Il quarto momento è il più significativo secondo questo proverbio per la mistica indù ed arriva quando ci si sente meno liberi all’esterno, meno capaci di autonomia e si impara a mendicare aiuto. L’andare a mendicare è il vertice dell’ascetica indiana e per tutti sarà il tempo della debolezza, della povertà, della mancanza di autosufficienza, per cui occorre dipendere dagli altri. Non vorremmo mai che arrivasse questo momento del vivere, anche se è un vivere ancora. Allora gli anziani ormai si sono ritirati dalle attività della vita, vivono una esperienza interiore intensa, come nell’isola di Patmos l’apostolo Giovanni, che stende il suo profondo Vangelo. Allora gli anziani possono offrire la pacata intimità di una unione orante con il Signore, semplice e spontanea come quella dei fanciulli, non priva di una sua grande efficacia umana e spirituale.
Se poi vale quanto la fede cristiana ci ricorda, che “Dio non è Dio dei morti ma dei vivi”, come ascoltavamo nel vangelo di domenica, e che “il re del mondo ci risusciterà a vita eterna”, come diceva la prima lettura dal libro dei Maccabei, allora dobbiamo credere che esiste anche una quinta età della vita, quella del mondo che verrà, come proclamiamo nel “Credo” ogni domenica. E’ questo quinto stadio di vita quella “buona speranza” di cui scriveva l’apostolo Paolo nella lettera ai Tessalonicesi e che conclude l’embolisno di ogni Eucaristia: “nell’attesa che si compia la beata speranza e venga il nostro salvatore Gesù Cristo”.
Tanti nostri fratelli sono già approdati a questo quinto stadio di vita ed osiamo sperare che vivano nella comunione con Gesù, Amico, Redentore e Pastore dei pastori.
Che se sono ancora nell’attesa della beata speranza perchè bisognosi di purificazione, noi siamo qui raccolti non solo per un grato e caro ricordo di loro, ma anche per aiutarli con il nostro suffragio a passare nella pace eterna del Regno.
A noi spetta prepararci anche a questa quinta ed ultima fase di vita.

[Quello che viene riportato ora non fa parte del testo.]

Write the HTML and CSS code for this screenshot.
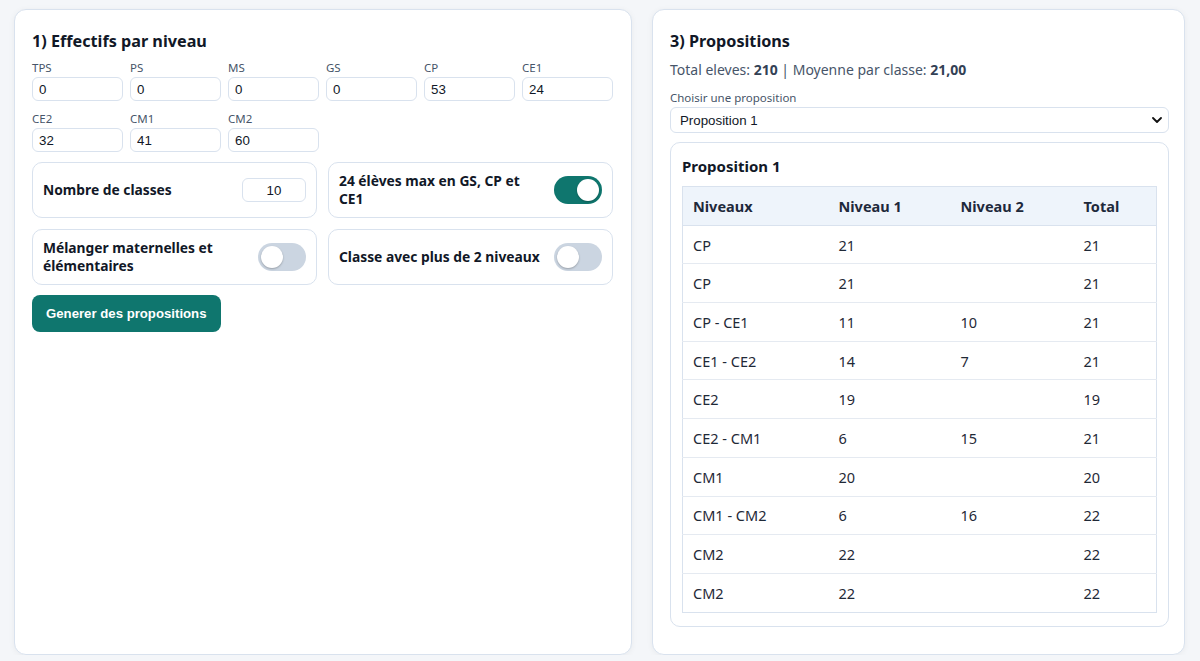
FILE: index.html
```html
<!DOCTYPE html>
<html lang="fr">
<head>
<meta charset="utf-8">
<title>Répartition des classes</title>
<link rel="stylesheet" href="styles.css">
</head>
<body>
<main class="layout">
  <section class="card card-left">
    <h2 class="card-title">1) Effectifs par niveau</h2>
    <div class="levels">
      <label class="field"><span class="field-label">TPS</span><input class="field-input" type="text" value="0"></label>
      <label class="field"><span class="field-label">PS</span><input class="field-input" type="text" value="0"></label>
      <label class="field"><span class="field-label">MS</span><input class="field-input" type="text" value="0"></label>
      <label class="field"><span class="field-label">GS</span><input class="field-input" type="text" value="0"></label>
      <label class="field"><span class="field-label">CP</span><input class="field-input" type="text" value="53"></label>
      <label class="field"><span class="field-label">CE1</span><input class="field-input" type="text" value="24"></label>
      <label class="field"><span class="field-label">CE2</span><input class="field-input" type="text" value="32"></label>
      <label class="field"><span class="field-label">CM1</span><input class="field-input" type="text" value="41"></label>
      <label class="field"><span class="field-label">CM2</span><input class="field-input" type="text" value="60"></label>
    </div>
    <div class="options">
      <div class="option">
        <span class="option-label">Nombre de classes</span>
        <input class="small-input" type="text" value="10">
      </div>
      <div class="option">
        <span class="option-label">24 élèves max en GS, CP et CE1</span>
        <span class="toggle toggle-on"><span class="knob"></span></span>
      </div>
      <div class="option">
        <span class="option-label">Mélanger maternelles et élémentaires</span>
        <span class="toggle"><span class="knob"></span></span>
      </div>
      <div class="option">
        <span class="option-label">Classe avec plus de 2 niveaux</span>
        <span class="toggle"><span class="knob"></span></span>
      </div>
    </div>
    <button class="primary-btn" type="button">Generer des propositions</button>
  </section>

  <section class="card card-right">
    <h2 class="card-title">3) Propositions</h2>
    <p class="summary">Total eleves: <strong>210</strong> | Moyenne par classe: <strong>21,00</strong></p>
    <label class="select-label">Choisir une proposition</label>
    <div class="select">
      <span>Proposition 1</span>
      <svg class="chevron" viewBox="0 0 10 6" width="10" height="6"><path d="M1 1l4 4 4-4" fill="none" stroke="#111" stroke-width="1.8" stroke-linecap="round" stroke-linejoin="round"/></svg>
    </div>
    <div class="proposal">
      <h3 class="proposal-title">Proposition 1</h3>
      <table class="table">
        <colgroup><col class="c1"><col class="c2"><col class="c3"><col></colgroup>
        <thead>
          <tr><th>Niveaux</th><th>Niveau 1</th><th>Niveau 2</th><th>Total</th></tr>
        </thead>
        <tbody>
          <tr><td>CP</td><td>21</td><td></td><td>21</td></tr>
          <tr><td>CP</td><td>21</td><td></td><td>21</td></tr>
          <tr><td>CP - CE1</td><td>11</td><td>10</td><td>21</td></tr>
          <tr><td>CE1 - CE2</td><td>14</td><td>7</td><td>21</td></tr>
          <tr><td>CE2</td><td>19</td><td></td><td>19</td></tr>
          <tr><td>CE2 - CM1</td><td>6</td><td>15</td><td>21</td></tr>
          <tr><td>CM1</td><td>20</td><td></td><td>20</td></tr>
          <tr><td>CM1 - CM2</td><td>6</td><td>16</td><td>22</td></tr>
          <tr><td>CM2</td><td>22</td><td></td><td>22</td></tr>
          <tr><td>CM2</td><td>22</td><td></td><td>22</td></tr>
        </tbody>
      </table>
    </div>
  </section>
</main>
</body>
</html>
```

FILE: styles.css
```css
* { box-sizing: border-box; }

html, body {
  margin: 0;
  padding: 0;
  background: #f4f6f9;
  color: #111827;
  font-family: "Segoe UI", "Noto Sans", sans-serif;
}

.layout {
  display: grid;
  grid-template-columns: 618px 533px;
  gap: 20px;
  padding: 9px 15px 0 14px;
  height: 655px;
}

.card {
  background: #ffffff;
  border: 1px solid #d9e2ee;
  border-radius: 12px;
  box-shadow: 0 1px 6px rgba(15, 23, 42, 0.05);
}

.card-left {
  padding: 17px 18px 17px 17px;
}

.card-right {
  padding: 17px 15px 17px 17px;
}

.card-title {
  margin: 0 0 5px;
  font-size: 16.2px;
  font-weight: 700;
  line-height: 28px;
}

.levels {
  display: grid;
  grid-template-columns: repeat(6, 1fr);
  column-gap: 7px;
  row-gap: 10px;
}

.field {
  display: flex;
  flex-direction: column;
}

.field-label {
  font-size: 11.5px;
  color: #475569;
  line-height: 15px;
  margin-bottom: 2px;
}

.field-input {
  height: 24px;
  width: 100%;
  border: 1px solid #d9e2ee;
  border-radius: 6px;
  padding: 2px 6px;
  font-family: "Liberation Sans", Arial, sans-serif;
  font-size: 13.3px;
  color: #111827;
  background: #fff;
}

.options {
  display: grid;
  grid-template-columns: 1fr 1fr;
  gap: 11px;
  margin-top: 10px;
}

.option {
  display: flex;
  align-items: center;
  justify-content: space-between;
  gap: 10px;
  height: 56px;
  border: 1px solid #d9e2ee;
  border-radius: 10px;
  padding: 0 10px;
}

.option-label {
  font-size: 13.8px;
  font-weight: 700;
  line-height: 18px;
  color: #111827;
}

.small-input {
  width: 64px;
  height: 24px;
  border: 1px solid #d9e2ee;
  border-radius: 6px;
  text-align: center;
  font-family: "Liberation Sans", Arial, sans-serif;
  font-size: 13.3px;
  color: #111827;
}

.toggle {
  flex: none;
  width: 48px;
  height: 28px;
  border-radius: 14px;
  background: #cbd5e1;
  padding: 3px;
  display: flex;
  justify-content: flex-start;
}

.toggle-on {
  background: #0f766e;
  justify-content: flex-end;
}

.knob {
  width: 22px;
  height: 22px;
  border-radius: 50%;
  background: #fff;
  box-shadow: 0 1px 2px rgba(0, 0, 0, 0.25);
}

.primary-btn {
  margin-top: 10px;
  height: 37px;
  padding: 0 14px;
  border: none;
  border-radius: 8px;
  background: #0f766e;
  color: #fff;
  font-family: "Liberation Sans", Arial, sans-serif;
  font-weight: 700;
  font-size: 13.2px;
}

.summary {
  margin: 0 0 10px;
  font-size: 14px;
  color: #475569;
  line-height: 20px;
}

.summary strong {
  color: #334155;
}

.select-label {
  display: block;
  font-size: 11.5px;
  color: #475569;
  line-height: 15px;
  margin-bottom: 2px;
}

.select {
  height: 26px;
  display: flex;
  align-items: center;
  justify-content: space-between;
  border: 1px solid #d9e2ee;
  border-radius: 6px;
  padding: 0 6px 0 9px;
  font-family: "Liberation Sans", Arial, sans-serif;
  font-size: 13.3px;
  color: #111827;
}

.proposal {
  margin-top: 9px;
  border: 1px solid #d9e2ee;
  border-radius: 10px;
  padding: 12px 11px 13px;
}

.proposal-title {
  margin: 0 0 9px;
  font-size: 15px;
  font-weight: 700;
  line-height: 22px;
}

.table {
  width: 100%;
  border-collapse: collapse;
  border: 1px solid #d9e2ee;
  font-size: 14.5px;
  color: #1f2937;
}

.c1 { width: 146px; }
.c2 { width: 122px; }
.c3 { width: 123px; }

.table th,
.table td {
  text-align: left;
  padding: 0 10px;
  height: 38.7px;
  border-bottom: 1px solid #e5eaf1;
}

.table th {
  background: #eef4fb;
  font-weight: 700;
  color: #1e293b;
  border-bottom: 1px solid #d9e2ee;
}

.table tbody tr:last-child td {
  border-bottom: none;
}
```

Come? Siamo maestri di questo per il ministero che ci compete. Ricordo solo che un proverbio invita a “fare il bene mentre la mano è calda e a non aspettare che la mano sia fredda”, quando non può più elargire e forse deve vedere che i nostri beni passano ad altri.
Non dimentichiamo l’esortazione:”Mentre siamo in tempo, operiamo il bene”. Ci aiuti il Signore e ci spronino con i loro esempi i nostri cari defunti.